• [Work instructions] Go through the records and show each line where the word "with" occurs.

• [Material provided]
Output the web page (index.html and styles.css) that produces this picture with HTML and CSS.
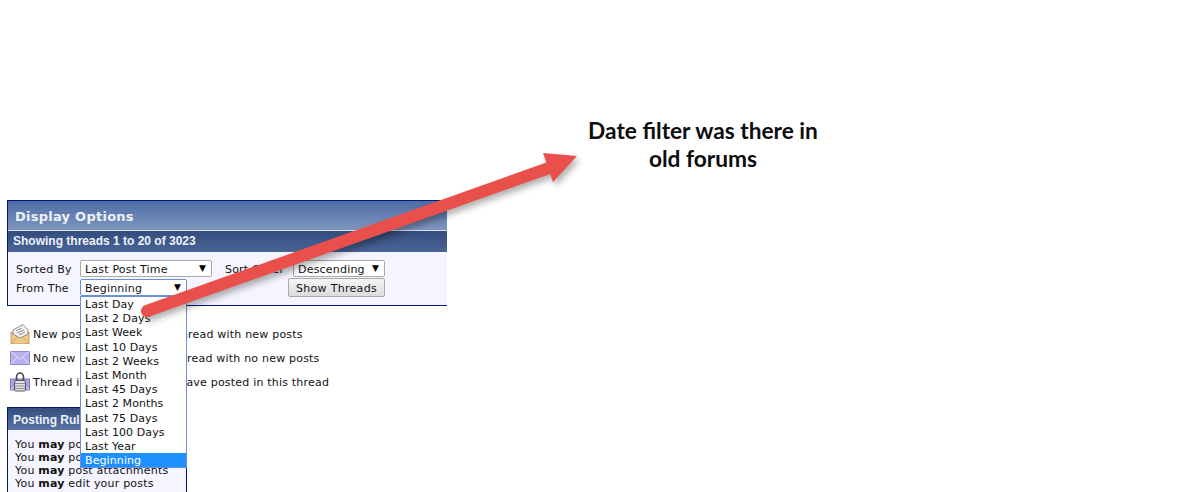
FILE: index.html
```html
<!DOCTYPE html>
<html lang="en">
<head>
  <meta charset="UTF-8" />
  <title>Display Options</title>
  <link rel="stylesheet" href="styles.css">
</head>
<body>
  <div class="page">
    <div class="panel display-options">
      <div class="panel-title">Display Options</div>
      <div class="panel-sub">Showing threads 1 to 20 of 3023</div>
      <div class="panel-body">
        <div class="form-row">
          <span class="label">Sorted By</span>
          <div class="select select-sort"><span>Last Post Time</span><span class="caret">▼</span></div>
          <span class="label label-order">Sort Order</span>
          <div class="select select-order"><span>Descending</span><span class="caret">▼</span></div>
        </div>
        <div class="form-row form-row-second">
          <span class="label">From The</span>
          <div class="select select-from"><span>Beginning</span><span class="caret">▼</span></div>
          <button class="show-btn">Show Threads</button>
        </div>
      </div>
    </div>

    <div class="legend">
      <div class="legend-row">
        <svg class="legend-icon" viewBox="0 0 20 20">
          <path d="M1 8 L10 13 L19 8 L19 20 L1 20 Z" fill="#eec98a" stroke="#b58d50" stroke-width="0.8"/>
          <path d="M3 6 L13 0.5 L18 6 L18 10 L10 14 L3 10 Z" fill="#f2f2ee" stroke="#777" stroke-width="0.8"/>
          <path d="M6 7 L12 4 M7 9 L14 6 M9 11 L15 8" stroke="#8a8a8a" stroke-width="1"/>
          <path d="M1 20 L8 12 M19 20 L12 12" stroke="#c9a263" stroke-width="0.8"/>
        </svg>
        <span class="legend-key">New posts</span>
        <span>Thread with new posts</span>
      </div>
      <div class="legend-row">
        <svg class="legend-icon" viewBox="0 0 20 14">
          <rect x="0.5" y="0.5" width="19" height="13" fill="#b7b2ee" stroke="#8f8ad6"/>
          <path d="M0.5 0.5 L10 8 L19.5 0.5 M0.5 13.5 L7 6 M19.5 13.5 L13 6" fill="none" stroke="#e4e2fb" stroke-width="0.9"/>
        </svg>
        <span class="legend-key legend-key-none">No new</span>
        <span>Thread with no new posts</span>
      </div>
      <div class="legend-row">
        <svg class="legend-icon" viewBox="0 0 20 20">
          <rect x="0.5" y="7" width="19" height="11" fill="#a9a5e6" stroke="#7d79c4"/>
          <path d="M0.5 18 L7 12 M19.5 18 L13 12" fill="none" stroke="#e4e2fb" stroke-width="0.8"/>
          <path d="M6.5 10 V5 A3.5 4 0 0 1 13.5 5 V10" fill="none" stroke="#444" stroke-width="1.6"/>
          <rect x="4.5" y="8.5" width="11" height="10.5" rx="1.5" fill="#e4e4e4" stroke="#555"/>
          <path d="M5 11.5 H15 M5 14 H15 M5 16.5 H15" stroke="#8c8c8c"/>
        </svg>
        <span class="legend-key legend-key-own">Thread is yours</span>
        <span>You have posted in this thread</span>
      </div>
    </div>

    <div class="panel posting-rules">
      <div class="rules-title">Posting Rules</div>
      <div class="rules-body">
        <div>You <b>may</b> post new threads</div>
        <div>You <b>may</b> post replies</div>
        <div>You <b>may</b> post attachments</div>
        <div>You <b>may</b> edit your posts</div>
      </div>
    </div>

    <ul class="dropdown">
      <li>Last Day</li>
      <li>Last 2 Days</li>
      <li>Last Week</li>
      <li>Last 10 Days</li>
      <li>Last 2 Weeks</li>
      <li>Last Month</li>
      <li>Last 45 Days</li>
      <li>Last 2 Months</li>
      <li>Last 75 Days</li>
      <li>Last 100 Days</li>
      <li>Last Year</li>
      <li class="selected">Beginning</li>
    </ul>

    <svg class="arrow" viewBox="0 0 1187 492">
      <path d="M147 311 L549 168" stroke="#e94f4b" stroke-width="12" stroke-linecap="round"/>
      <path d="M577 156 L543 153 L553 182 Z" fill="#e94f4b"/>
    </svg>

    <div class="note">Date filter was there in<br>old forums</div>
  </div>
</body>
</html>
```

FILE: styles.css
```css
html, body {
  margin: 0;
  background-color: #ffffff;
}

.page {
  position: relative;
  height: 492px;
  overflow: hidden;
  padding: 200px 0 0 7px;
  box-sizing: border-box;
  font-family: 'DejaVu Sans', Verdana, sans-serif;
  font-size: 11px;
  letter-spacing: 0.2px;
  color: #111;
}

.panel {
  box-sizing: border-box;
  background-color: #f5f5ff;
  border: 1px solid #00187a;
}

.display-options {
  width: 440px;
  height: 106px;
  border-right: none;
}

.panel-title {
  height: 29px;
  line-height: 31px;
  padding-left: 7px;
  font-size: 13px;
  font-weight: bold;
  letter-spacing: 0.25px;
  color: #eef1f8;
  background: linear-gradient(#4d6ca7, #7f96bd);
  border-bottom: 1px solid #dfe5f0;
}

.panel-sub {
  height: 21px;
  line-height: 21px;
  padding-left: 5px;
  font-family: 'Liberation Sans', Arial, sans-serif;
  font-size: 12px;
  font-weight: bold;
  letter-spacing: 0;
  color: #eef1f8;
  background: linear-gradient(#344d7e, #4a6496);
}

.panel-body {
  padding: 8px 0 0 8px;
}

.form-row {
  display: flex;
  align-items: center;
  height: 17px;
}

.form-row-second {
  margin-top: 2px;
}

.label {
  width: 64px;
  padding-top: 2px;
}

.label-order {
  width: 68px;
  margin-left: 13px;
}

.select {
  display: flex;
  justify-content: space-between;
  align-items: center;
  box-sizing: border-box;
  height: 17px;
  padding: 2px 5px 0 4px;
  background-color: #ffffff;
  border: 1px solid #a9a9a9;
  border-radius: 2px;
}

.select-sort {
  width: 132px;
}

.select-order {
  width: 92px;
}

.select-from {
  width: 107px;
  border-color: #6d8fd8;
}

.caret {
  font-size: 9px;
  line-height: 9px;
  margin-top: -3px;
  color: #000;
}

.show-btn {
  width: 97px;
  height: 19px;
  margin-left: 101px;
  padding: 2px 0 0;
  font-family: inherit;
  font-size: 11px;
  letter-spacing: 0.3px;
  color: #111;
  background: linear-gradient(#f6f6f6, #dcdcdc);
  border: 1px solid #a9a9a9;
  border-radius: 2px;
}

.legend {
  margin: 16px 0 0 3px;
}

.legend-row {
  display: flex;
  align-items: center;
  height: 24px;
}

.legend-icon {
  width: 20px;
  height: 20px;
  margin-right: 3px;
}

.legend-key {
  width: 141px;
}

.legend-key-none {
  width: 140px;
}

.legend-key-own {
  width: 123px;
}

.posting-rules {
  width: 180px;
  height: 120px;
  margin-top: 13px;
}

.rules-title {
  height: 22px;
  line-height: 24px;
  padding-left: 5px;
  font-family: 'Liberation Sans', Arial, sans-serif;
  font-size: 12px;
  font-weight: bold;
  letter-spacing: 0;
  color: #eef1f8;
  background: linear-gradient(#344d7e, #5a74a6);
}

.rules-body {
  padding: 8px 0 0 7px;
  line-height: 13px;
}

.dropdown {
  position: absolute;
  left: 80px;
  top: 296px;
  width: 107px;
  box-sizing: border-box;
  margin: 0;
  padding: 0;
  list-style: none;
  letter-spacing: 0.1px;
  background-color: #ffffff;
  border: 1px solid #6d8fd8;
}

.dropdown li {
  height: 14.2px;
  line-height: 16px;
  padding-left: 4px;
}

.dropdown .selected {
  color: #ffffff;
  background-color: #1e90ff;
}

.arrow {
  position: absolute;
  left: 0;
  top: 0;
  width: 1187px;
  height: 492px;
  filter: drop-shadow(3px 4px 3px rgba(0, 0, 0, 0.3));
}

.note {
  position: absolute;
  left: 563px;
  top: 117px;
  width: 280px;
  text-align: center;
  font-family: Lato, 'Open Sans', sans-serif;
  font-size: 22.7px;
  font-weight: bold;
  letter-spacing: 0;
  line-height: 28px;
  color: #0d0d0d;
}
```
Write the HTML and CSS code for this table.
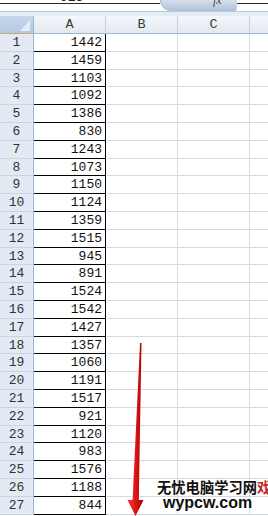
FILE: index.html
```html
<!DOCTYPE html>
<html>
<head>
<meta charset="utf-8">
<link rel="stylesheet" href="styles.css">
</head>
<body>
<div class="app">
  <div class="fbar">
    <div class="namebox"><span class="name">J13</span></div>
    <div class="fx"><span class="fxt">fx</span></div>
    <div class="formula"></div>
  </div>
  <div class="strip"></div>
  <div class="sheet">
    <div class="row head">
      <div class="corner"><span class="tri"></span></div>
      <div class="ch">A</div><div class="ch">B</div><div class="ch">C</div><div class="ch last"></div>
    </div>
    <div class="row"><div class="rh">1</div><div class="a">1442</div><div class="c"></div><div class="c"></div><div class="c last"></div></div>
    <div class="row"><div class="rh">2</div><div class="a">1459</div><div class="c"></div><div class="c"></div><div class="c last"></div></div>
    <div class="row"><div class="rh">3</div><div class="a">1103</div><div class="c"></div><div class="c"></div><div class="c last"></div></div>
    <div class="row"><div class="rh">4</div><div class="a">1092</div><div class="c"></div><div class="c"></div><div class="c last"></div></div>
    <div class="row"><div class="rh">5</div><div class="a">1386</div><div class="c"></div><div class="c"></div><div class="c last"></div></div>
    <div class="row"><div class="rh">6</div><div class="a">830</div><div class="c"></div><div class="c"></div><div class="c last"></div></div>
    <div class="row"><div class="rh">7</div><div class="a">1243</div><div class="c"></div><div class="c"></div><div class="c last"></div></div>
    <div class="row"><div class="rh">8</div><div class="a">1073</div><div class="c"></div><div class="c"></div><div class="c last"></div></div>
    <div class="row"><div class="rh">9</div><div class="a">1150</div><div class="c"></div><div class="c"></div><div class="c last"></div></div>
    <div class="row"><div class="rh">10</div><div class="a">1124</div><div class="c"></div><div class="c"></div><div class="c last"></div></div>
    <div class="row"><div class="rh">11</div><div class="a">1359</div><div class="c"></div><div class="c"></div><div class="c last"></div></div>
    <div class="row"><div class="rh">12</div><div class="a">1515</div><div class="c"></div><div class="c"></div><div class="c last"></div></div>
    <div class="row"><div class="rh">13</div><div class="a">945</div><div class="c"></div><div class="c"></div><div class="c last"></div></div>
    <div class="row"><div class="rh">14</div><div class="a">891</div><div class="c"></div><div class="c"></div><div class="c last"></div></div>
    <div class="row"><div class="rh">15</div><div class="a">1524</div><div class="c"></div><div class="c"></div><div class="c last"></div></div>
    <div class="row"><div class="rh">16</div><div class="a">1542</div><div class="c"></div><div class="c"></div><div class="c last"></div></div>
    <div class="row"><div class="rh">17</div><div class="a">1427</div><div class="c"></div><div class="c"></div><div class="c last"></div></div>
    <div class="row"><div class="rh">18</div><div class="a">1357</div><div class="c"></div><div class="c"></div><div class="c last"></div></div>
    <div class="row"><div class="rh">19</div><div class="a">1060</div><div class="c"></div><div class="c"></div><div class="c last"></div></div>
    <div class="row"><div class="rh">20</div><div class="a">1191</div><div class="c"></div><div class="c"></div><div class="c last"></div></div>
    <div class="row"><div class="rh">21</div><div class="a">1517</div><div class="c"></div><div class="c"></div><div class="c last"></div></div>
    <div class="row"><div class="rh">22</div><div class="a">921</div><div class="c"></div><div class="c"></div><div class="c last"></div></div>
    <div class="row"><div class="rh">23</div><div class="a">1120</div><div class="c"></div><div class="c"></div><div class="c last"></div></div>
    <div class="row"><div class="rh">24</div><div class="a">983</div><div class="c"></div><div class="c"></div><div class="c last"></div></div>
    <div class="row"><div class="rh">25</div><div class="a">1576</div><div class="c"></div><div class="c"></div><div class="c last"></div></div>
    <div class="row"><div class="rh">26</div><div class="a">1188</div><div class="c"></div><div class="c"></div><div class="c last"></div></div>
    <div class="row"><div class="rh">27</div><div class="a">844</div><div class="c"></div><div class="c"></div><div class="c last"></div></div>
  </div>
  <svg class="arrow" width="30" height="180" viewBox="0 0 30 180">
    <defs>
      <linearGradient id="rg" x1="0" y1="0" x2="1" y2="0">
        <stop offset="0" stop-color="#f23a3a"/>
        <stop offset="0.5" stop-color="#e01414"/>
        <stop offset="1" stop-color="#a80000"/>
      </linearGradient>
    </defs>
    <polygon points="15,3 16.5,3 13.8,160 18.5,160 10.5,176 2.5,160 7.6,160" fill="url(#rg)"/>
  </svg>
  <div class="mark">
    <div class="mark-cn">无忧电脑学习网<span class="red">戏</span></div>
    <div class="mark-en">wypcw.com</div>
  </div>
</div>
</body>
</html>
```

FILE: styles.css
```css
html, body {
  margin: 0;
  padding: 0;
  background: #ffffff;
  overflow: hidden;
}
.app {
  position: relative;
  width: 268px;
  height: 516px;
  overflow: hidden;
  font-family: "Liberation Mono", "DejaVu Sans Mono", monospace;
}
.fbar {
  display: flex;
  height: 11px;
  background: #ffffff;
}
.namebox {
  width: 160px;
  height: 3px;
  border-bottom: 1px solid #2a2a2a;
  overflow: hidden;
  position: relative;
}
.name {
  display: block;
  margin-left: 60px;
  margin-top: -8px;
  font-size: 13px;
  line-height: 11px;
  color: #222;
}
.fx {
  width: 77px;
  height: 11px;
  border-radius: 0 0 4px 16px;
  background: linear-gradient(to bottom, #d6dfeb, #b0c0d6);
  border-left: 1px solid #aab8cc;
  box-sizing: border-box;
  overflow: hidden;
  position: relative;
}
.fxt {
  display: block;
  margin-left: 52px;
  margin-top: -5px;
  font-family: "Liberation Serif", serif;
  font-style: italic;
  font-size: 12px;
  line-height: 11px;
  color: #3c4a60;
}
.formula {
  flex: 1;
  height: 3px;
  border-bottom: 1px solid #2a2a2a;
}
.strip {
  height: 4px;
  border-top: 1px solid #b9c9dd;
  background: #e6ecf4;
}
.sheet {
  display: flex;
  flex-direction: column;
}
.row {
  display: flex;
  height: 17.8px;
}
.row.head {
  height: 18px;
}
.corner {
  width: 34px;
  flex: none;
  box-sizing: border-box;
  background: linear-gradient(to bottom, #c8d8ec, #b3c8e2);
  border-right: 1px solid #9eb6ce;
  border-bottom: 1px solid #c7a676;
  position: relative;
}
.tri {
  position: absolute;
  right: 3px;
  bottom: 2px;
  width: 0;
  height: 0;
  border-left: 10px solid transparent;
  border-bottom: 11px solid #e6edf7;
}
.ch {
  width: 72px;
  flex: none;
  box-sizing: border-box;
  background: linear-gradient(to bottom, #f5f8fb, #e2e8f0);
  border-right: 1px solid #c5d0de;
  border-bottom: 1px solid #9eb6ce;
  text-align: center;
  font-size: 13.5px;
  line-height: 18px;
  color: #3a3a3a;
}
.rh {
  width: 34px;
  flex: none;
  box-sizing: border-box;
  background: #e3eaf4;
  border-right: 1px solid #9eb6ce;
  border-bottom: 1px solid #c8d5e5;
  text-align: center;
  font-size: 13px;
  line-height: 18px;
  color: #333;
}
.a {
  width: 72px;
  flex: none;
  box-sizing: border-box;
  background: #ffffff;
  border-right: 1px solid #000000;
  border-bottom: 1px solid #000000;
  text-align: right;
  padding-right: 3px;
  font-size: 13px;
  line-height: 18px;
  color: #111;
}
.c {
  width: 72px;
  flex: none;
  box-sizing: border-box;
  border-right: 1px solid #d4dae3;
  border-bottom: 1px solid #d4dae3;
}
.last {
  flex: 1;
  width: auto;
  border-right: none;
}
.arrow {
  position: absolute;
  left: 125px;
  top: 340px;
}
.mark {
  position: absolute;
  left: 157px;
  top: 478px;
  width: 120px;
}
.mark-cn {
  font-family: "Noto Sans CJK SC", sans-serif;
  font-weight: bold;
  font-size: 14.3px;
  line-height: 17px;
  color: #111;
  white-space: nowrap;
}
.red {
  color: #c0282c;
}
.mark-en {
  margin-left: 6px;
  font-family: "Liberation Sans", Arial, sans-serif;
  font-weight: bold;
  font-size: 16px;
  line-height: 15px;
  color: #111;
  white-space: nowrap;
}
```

• [Output below]
Output the web page (index.html and styles.css) that produces this picture with HTML and CSS.
        <span>Thread with new posts</span>
        <span>Thread with no new posts</span>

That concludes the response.